• **PROBLEM TO WORK ON**: Pictures stay out of the copy; set down each line of the listing below exactly.

-------- COLLECTED DATA --------

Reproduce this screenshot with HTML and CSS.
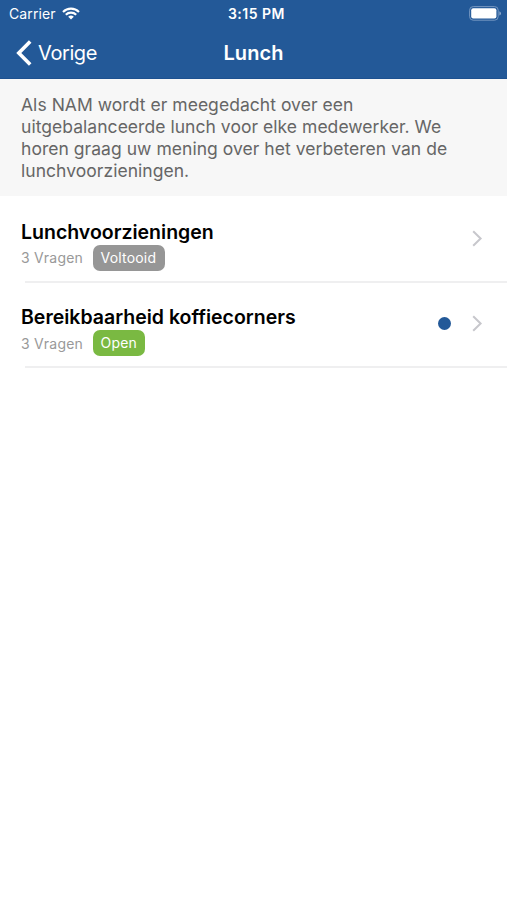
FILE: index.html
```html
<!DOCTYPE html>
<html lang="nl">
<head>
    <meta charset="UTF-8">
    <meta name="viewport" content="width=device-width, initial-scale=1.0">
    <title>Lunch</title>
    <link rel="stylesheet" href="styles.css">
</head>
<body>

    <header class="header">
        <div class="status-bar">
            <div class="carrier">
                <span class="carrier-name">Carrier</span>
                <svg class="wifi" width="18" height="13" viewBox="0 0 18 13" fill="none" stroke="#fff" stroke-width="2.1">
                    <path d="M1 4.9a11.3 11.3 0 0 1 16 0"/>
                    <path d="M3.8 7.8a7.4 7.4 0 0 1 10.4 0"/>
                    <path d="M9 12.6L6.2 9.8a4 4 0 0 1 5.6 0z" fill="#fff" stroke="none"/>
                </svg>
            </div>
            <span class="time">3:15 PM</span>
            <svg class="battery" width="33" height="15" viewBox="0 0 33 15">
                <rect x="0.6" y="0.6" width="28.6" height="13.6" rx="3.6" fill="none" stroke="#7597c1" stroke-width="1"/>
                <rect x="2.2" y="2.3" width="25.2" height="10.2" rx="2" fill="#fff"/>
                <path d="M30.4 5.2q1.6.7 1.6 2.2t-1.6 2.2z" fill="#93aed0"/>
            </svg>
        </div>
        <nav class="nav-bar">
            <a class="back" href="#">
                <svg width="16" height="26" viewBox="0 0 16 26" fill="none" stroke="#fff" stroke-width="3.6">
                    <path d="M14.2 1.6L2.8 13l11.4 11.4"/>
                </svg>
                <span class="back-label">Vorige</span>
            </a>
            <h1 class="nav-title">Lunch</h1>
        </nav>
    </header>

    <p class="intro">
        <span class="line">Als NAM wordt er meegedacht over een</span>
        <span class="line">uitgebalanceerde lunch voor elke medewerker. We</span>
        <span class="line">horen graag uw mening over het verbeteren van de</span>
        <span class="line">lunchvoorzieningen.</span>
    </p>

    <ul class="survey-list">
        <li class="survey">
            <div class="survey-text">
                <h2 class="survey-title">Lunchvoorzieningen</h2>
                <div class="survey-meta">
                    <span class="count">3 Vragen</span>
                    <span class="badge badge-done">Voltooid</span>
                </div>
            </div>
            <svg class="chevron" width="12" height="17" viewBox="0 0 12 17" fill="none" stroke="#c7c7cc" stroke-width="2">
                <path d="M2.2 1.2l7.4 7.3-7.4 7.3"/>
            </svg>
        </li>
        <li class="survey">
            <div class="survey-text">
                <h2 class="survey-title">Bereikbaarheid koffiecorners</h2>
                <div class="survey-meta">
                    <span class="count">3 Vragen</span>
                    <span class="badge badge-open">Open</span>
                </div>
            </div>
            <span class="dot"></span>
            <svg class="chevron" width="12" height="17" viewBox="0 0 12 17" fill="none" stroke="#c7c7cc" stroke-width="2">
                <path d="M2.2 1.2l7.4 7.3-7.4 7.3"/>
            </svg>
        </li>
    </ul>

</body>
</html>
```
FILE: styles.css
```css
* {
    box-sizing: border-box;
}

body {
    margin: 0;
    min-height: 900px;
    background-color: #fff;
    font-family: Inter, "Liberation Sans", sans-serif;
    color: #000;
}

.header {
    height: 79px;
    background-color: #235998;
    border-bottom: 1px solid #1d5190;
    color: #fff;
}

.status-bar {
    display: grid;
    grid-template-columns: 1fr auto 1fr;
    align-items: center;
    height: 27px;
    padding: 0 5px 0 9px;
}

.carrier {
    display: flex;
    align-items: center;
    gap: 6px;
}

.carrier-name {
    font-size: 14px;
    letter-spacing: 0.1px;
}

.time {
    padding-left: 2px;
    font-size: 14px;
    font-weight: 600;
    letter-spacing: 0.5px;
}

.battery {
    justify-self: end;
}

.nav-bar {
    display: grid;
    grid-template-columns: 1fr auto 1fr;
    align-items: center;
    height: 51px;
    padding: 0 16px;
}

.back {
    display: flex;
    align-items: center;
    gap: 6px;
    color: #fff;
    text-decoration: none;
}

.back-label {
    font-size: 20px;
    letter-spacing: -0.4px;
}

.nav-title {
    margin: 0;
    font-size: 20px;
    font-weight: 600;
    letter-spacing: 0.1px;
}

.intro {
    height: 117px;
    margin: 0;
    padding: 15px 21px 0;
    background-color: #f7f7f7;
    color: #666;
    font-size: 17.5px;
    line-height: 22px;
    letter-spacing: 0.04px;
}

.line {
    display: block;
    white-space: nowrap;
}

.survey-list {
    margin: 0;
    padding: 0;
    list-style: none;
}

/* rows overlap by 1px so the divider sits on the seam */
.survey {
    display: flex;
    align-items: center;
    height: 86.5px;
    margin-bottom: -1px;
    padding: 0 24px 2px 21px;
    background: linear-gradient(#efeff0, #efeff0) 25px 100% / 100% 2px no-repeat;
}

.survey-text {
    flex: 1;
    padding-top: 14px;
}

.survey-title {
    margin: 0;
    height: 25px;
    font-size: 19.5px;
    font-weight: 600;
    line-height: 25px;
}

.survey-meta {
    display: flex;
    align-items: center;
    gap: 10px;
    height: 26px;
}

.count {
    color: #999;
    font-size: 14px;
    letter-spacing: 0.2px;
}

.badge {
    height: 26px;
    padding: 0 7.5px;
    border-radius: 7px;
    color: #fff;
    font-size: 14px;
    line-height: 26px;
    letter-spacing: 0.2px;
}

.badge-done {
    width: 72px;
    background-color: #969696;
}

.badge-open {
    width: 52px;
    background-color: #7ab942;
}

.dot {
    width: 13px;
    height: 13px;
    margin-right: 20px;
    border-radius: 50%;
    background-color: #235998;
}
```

--------

• **COMPLETED TASK**:
Reproduce this screenshot with HTML and CSS.
FILE: index.html
```html
<!DOCTYPE html>
<html lang="nl">
<head>
    <meta charset="UTF-8">
    <meta name="viewport" content="width=device-width, initial-scale=1.0">
    <title>Lunch</title>
    <link rel="stylesheet" href="styles.css">
</head>
<body>

    <header class="header">
        <div class="status-bar">
            <div class="carrier">
                <span class="carrier-name">Carrier</span>
                <svg class="wifi" width="18" height="13" viewBox="0 0 18 13" fill="none" stroke="#fff" stroke-width="2.1">
                    <path d="M1 4.9a11.3 11.3 0 0 1 16 0"/>
                    <path d="M3.8 7.8a7.4 7.4 0 0 1 10.4 0"/>
                    <path d="M9 12.6L6.2 9.8a4 4 0 0 1 5.6 0z" fill="#fff" stroke="none"/>
                </svg>
            </div>
            <span class="time">3:15 PM</span>
            <svg class="battery" width="33" height="15" viewBox="0 0 33 15">
                <rect x="0.6" y="0.6" width="28.6" height="13.6" rx="3.6" fill="none" stroke="#7597c1" stroke-width="1"/>
                <rect x="2.2" y="2.3" width="25.2" height="10.2" rx="2" fill="#fff"/>
                <path d="M30.4 5.2q1.6.7 1.6 2.2t-1.6 2.2z" fill="#93aed0"/>
            </svg>
        </div>
        <nav class="nav-bar">
            <a class="back" href="#">
                <svg width="16" height="26" viewBox="0 0 16 26" fill="none" stroke="#fff" stroke-width="3.6">
                    <path d="M14.2 1.6L2.8 13l11.4 11.4"/>
                </svg>
                <span class="back-label">Vorige</span>
            </a>
            <h1 class="nav-title">Lunch</h1>
        </nav>
    </header>

    <p class="intro">
        <span class="line">Als NAM wordt er meegedacht over een</span>
        <span class="line">uitgebalanceerde lunch voor elke medewerker. We</span>
        <span class="line">horen graag uw mening over het verbeteren van de</span>
        <span class="line">lunchvoorzieningen.</span>
    </p>

    <ul class="survey-list">
        <li class="survey">
            <div class="survey-text">
                <h2 class="survey-title">Lunchvoorzieningen</h2>
                <div class="survey-meta">
                    <span class="count">3 Vragen</span>
                    <span class="badge badge-done">Voltooid</span>
                </div>
            </div>
            <svg class="chevron" width="12" height="17" viewBox="0 0 12 17" fill="none" stroke="#c7c7cc" stroke-width="2">
                <path d="M2.2 1.2l7.4 7.3-7.4 7.3"/>
            </svg>
        </li>
        <li class="survey">
            <div class="survey-text">
                <h2 class="survey-title">Bereikbaarheid koffiecorners</h2>
                <div class="survey-meta">
                    <span class="count">3 Vragen</span>
                    <span class="badge badge-open">Open</span>
                </div>
            </div>
            <span class="dot"></span>
            <svg class="chevron" width="12" height="17" viewBox="0 0 12 17" fill="none" stroke="#c7c7cc" stroke-width="2">
                <path d="M2.2 1.2l7.4 7.3-7.4 7.3"/>
            </svg>
        </li>
    </ul>

</body>
</html>
```
FILE: styles.css
```css
* {
    box-sizing: border-box;
}

body {
    margin: 0;
    min-height: 900px;
    background-color: #fff;
    font-family: Inter, "Liberation Sans", sans-serif;
    color: #000;
}

.header {
    height: 79px;
    background-color: #235998;
    border-bottom: 1px solid #1d5190;
    color: #fff;
}

.status-bar {
    display: grid;
    grid-template-columns: 1fr auto 1fr;
    align-items: center;
    height: 27px;
    padding: 0 5px 0 9px;
}

.carrier {
    display: flex;
    align-items: center;
    gap: 6px;
}

.carrier-name {
    font-size: 14px;
    letter-spacing: 0.1px;
}

.time {
    padding-left: 2px;
    font-size: 14px;
    font-weight: 600;
    letter-spacing: 0.5px;
}

.battery {
    justify-self: end;
}

.nav-bar {
    display: grid;
    grid-template-columns: 1fr auto 1fr;
    align-items: center;
    height: 51px;
    padding: 0 16px;
}

.back {
    display: flex;
    align-items: center;
    gap: 6px;
    color: #fff;
    text-decoration: none;
}

.back-label {
    font-size: 20px;
    letter-spacing: -0.4px;
}

.nav-title {
    margin: 0;
    font-size: 20px;
    font-weight: 600;
    letter-spacing: 0.1px;
}

.intro {
    height: 117px;
    margin: 0;
    padding: 15px 21px 0;
    background-color: #f7f7f7;
    color: #666;
    font-size: 17.5px;
    line-height: 22px;
    letter-spacing: 0.04px;
}

.line {
    display: block;
    white-space: nowrap;
}

.survey-list {
    margin: 0;
    padding: 0;
    list-style: none;
}

/* rows overlap by 1px so the divider sits on the seam */
.survey {
    display: flex;
    align-items: center;
    height: 86.5px;
    margin-bottom: -1px;
    padding: 0 24px 2px 21px;
    background: linear-gradient(#efeff0, #efeff0) 25px 100% / 100% 2px no-repeat;
}

.survey-text {
    flex: 1;
    padding-top: 14px;
}

.survey-title {
    margin: 0;
    height: 25px;
    font-size: 19.5px;
    font-weight: 600;
    line-height: 25px;
}

.survey-meta {
    display: flex;
    align-items: center;
    gap: 10px;
    height: 26px;
}

.count {
    color: #999;
    font-size: 14px;
    letter-spacing: 0.2px;
}

.badge {
    height: 26px;
    padding: 0 7.5px;
    border-radius: 7px;
    color: #fff;
    font-size: 14px;
    line-height: 26px;
    letter-spacing: 0.2px;
}

.badge-done {
    width: 72px;
    background-color: #969696;
}

.badge-open {
    width: 52px;
    background-color: #7ab942;
}

.dot {
    width: 13px;
    height: 13px;
    margin-right: 20px;
    border-radius: 50%;
    background-color: #235998;
}
```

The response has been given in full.